3. The fact that you’re not even willing to quote the parts of the post that were objectionable feels like an indication of a mindset that I really disagree with. It’s like… treating words as inherently dangerous? Not thinking at all about the use-mention distinction? I mean, here’s a quote from the Hamas charter: “There is no solution for the Palestinian question except through Jihad.” Clearly this is way way more of an incitement to violence than any quote of dstudiocode’s, which you’re apparently not willing to quote. (I am deliberately not expressing any opinion about whether the Hamas quote is correct; I’m just quoting them.) What’s the difference?
4. “They see the fact that it is “just” a philosophical question as not changing the assessment.” Okay, let me now quote Singer. “Human babies are not born self-aware, or capable of grasping that they exist over time. They are not persons… the life of a newborn is of less value than the life of a pig, a dog, or a chimpanzee.” Will you warn/ban me from the EA forum for quoting Singer, without endorsing that statement? What if I asked, philosophically, “If Singer were right, would it be morally acceptable to kill a baby to save a dog’s life?” I mean, there are whole subfields of ethics based on asking about who you would kill in order to save whom (which is why I’m pushing on this so strongly: the thing you are banning from the forum is one of the key ways people have had philosophical debates over foundational EA ideas). What if I defended Singer’s argument in a post of my own?

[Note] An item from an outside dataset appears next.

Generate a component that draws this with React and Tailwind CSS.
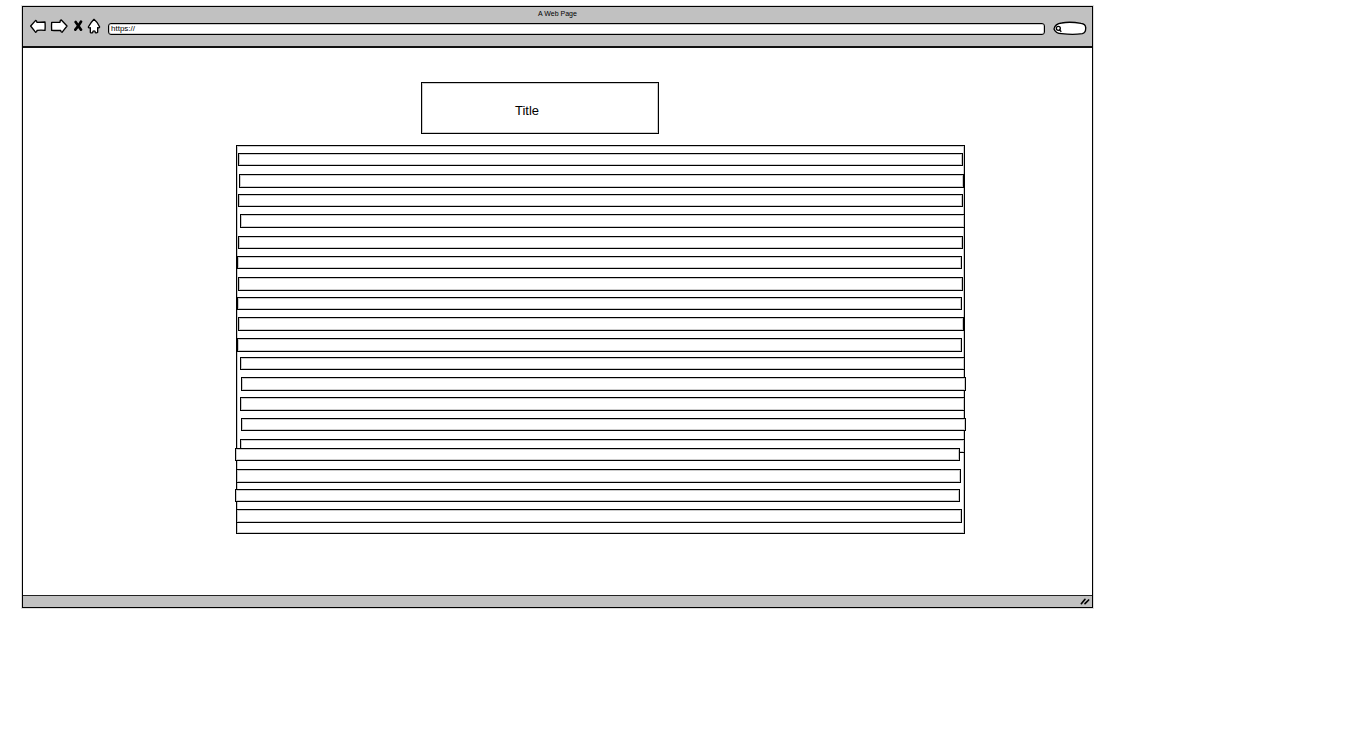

As I say this, I feel some kind of twinge of concern that people will find this and use it to attack me, or that crazy people will act badly inspired by my questions. I hypothesize that the moderators are feeling this kind of twinge more generally. I think this is the sort of twinge that should and must be overridden, because listening to it means that your discourse will forever be at the mercy of whoever is most hostile to you, or whoever is craziest. You can’t figure out true things in that situation.
(On a personal level, I apologize to the moderators for putting them in difficult situations by saying things that are deliberately in the grey areas of their moderation policy. Nevertheless I think it’s important enough that I will continue doing this. EA is not just a group of nerds on the internet any more, it’s a force that shapes the world in a bunch of ways, and so it is crucial that we don’t echo-chamber ourselves into doing crazy stuff (including, or especially, when the crazy stuff matches mainstream consensus). If you would like to warn/ban me, then I would harbor no personal ill-will about it, though of course I will consider that evidence that I and others should be much more wary about the quality of discourse on the forum.)
What links here?
- Will Aldred's comment on Will Aldred’s Quick takes by Will Aldred (10 Jun 2025 17:48 UTC; 14 points)

richard_ngo 28 Aug 2024 20:04 UTC
10 points
3 ∶ 1
in reply to: JP Addison🔸’s comment on: Lizka’s Shortform
This moderation policy seems absurd. The post in question was clearly asking purely hypothetical questions, and wasn’t even advocating for any particular answer to the question. May as well ban users for asking whether it’s moral to push a man off a bridge to stop a trolley, or ban Peter Singer for his thought experiments about infanticide.
Perhaps dstudiocode has misbehaved in other ways, but this announcement focuses on something that should be clearly within the bounds of acceptable discourse. (In particular, the standard of “content that could be interpreted as X” is a very censorious one, since you now need to cater to a wide range of possible interpretations.)